(Stored data)

* * * * * * * * *

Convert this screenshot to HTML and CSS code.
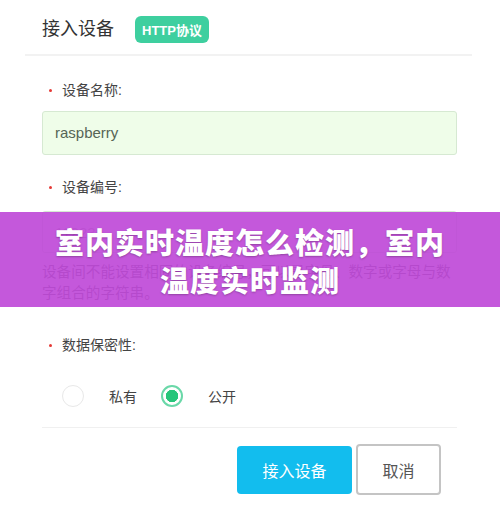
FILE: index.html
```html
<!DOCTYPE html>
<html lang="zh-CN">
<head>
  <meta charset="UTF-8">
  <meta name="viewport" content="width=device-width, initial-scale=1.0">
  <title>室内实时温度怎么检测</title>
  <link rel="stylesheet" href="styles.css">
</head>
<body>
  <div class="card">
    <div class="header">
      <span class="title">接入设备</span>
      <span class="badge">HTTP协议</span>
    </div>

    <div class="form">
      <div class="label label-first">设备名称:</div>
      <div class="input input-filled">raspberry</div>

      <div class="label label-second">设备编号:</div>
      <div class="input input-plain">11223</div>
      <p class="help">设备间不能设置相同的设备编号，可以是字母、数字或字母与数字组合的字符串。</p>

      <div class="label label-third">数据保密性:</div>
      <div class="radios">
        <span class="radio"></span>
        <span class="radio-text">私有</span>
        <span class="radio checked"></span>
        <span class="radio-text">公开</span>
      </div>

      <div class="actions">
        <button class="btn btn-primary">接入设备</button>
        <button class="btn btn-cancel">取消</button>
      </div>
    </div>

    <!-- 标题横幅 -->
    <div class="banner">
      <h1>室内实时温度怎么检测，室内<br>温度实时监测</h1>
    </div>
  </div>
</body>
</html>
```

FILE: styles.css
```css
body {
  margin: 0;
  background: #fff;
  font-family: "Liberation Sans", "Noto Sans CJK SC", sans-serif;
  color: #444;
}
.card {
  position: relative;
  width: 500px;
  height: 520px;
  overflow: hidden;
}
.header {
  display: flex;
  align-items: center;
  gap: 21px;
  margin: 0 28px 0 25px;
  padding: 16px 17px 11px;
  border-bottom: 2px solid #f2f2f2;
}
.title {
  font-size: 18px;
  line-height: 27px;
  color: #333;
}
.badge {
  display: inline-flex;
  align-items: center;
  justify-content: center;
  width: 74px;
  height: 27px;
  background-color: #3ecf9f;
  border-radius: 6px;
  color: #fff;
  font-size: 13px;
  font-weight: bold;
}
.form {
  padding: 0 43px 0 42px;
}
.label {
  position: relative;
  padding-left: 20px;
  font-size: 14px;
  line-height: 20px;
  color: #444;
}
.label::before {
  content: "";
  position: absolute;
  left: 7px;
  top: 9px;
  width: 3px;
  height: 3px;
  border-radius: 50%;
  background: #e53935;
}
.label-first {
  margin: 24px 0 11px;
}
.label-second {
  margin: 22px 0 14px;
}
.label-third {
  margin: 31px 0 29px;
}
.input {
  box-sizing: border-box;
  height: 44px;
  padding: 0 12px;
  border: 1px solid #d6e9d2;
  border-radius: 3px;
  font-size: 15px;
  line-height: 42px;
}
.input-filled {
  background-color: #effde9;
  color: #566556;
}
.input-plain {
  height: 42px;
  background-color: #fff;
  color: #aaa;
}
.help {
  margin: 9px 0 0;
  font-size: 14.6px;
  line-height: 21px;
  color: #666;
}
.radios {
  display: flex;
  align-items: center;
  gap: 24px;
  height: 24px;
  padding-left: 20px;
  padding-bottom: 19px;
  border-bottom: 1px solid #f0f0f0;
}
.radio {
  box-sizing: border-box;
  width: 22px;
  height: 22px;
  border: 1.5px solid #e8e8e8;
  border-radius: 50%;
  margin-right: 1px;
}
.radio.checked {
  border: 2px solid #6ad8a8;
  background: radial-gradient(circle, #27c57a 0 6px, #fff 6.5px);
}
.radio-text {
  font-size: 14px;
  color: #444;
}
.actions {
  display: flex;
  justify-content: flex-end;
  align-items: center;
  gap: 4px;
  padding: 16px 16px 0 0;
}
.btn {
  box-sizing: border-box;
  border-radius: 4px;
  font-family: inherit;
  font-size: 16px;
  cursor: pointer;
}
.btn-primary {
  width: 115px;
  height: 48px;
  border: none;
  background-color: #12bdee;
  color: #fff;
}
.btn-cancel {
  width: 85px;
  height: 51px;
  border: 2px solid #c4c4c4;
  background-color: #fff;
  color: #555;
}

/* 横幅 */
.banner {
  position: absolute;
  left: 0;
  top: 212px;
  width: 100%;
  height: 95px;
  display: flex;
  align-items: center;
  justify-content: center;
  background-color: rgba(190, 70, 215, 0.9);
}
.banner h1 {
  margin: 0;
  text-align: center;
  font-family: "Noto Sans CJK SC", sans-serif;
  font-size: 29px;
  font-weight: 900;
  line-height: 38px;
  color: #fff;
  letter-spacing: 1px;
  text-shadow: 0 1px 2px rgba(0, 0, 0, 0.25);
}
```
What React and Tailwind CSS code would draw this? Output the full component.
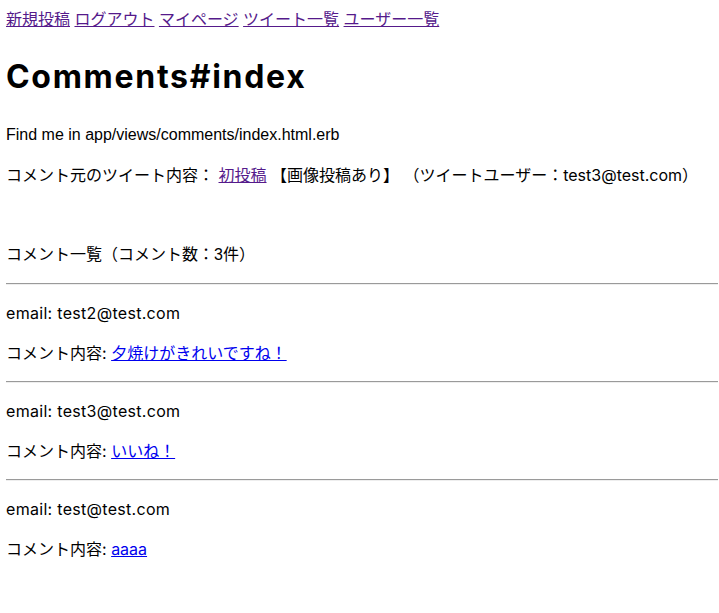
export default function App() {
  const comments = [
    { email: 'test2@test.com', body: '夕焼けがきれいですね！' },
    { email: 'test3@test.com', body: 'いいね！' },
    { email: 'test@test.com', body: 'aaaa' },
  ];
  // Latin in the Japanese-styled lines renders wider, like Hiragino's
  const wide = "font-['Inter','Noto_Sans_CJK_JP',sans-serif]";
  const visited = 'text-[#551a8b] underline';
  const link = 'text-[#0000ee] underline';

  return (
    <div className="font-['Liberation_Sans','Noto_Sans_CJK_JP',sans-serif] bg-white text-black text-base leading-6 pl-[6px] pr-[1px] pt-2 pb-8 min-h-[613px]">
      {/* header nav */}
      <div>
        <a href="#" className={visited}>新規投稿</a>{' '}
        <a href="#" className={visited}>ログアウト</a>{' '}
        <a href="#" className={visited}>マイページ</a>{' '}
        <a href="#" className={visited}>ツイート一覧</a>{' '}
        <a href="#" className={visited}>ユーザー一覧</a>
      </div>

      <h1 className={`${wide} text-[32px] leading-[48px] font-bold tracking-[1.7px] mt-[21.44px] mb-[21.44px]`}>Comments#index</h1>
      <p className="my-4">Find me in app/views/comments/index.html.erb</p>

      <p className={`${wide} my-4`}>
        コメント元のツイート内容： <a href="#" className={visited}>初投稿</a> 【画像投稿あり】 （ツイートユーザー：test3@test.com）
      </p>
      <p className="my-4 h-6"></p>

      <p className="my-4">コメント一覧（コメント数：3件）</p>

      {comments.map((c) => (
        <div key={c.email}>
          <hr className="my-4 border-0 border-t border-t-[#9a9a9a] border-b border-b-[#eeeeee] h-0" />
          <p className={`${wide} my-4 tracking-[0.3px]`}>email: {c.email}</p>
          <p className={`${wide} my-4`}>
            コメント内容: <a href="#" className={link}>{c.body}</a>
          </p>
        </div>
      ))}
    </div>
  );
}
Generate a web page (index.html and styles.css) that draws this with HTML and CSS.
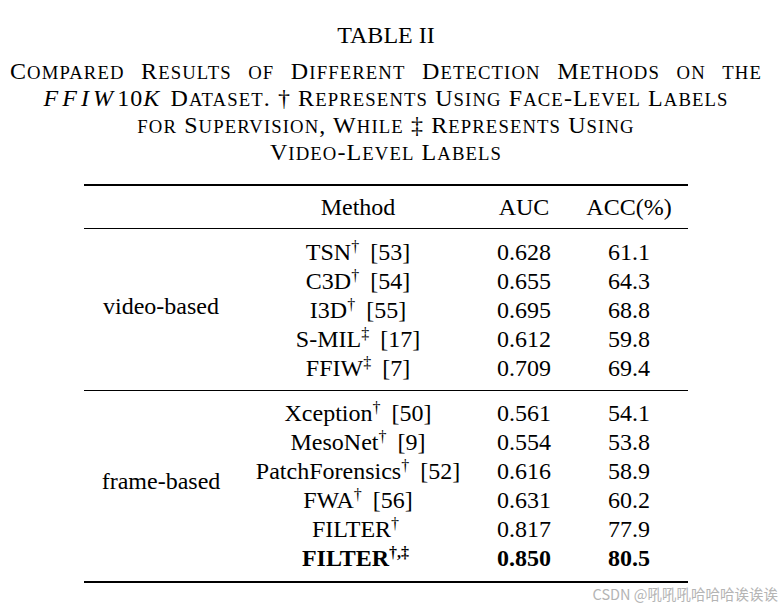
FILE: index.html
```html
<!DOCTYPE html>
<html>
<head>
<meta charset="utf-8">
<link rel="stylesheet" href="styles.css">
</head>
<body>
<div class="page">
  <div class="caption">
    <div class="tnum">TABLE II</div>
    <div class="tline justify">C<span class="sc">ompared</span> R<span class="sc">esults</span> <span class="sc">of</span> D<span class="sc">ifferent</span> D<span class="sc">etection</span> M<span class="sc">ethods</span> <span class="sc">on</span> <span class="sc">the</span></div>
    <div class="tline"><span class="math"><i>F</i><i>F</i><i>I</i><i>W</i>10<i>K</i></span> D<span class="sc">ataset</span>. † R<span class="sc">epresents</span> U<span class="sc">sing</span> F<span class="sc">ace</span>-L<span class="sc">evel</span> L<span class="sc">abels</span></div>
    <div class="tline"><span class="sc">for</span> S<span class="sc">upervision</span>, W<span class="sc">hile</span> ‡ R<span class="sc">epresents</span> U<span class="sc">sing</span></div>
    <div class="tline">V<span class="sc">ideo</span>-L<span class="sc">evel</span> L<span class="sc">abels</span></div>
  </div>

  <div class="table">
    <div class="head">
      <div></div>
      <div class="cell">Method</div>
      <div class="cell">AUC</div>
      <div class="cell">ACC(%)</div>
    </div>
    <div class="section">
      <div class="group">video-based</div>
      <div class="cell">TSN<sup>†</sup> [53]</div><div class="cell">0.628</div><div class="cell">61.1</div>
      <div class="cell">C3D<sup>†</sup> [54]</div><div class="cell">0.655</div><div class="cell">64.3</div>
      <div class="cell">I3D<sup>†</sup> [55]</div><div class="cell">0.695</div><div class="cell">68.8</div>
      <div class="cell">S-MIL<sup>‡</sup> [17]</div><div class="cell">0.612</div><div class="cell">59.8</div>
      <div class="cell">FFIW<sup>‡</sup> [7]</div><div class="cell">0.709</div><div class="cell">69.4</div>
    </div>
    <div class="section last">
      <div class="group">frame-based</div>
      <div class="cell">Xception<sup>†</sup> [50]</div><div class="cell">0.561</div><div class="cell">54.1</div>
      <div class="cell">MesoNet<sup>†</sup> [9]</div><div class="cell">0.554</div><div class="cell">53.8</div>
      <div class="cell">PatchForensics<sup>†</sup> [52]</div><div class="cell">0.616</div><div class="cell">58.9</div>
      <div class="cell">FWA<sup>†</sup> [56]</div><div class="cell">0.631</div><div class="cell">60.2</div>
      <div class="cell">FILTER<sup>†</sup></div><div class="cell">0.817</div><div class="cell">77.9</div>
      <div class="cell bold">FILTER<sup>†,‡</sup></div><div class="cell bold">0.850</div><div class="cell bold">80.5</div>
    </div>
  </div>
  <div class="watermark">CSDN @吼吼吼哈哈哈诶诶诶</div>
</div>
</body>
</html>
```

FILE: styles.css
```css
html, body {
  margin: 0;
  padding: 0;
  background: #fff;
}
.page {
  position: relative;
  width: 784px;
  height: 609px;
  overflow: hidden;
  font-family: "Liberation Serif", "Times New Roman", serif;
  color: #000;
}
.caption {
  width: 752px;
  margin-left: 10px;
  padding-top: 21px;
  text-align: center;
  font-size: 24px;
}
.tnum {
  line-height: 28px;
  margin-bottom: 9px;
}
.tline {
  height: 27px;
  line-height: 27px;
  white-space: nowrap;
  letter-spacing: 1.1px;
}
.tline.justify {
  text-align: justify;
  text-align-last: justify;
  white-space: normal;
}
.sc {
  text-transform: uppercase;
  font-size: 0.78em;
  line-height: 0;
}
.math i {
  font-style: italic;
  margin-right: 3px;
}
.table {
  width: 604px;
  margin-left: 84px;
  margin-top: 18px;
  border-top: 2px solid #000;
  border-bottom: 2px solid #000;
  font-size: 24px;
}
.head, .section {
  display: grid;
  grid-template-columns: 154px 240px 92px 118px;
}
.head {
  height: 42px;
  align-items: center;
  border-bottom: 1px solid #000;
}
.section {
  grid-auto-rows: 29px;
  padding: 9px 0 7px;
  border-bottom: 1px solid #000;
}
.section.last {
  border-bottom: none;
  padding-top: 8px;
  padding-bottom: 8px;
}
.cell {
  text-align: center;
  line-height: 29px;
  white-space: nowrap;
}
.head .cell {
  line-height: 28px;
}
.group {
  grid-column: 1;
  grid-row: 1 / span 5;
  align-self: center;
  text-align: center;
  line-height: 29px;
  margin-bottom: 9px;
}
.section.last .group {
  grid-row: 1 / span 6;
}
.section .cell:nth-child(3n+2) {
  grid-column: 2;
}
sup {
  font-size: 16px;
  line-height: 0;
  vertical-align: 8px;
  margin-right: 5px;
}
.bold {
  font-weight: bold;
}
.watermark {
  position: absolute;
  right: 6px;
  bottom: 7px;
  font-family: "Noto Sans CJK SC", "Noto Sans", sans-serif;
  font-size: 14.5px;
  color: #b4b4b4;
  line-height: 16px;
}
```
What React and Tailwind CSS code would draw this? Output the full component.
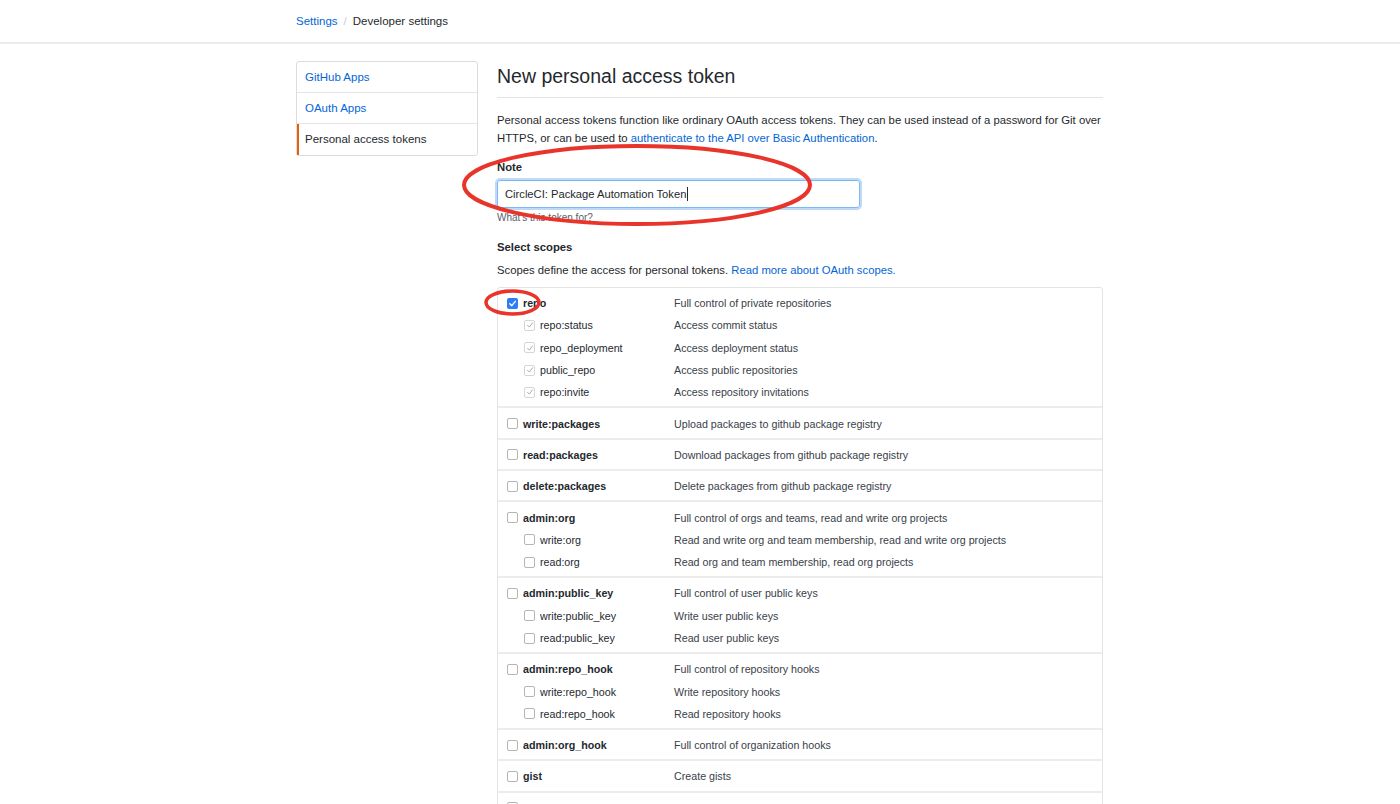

* * * * * * * * *

**Exercise**. In the entries above, identify each line that includes the string "this", then copy it.

**Expected answer**.
Convert this screenshot to HTML and CSS code.
What React and Tailwind CSS code would draw this? Output the full component.
Generate a web page (index.html and styles.css) that draws this with HTML and CSS.
What React and Tailwind CSS code would draw this? Output the full component.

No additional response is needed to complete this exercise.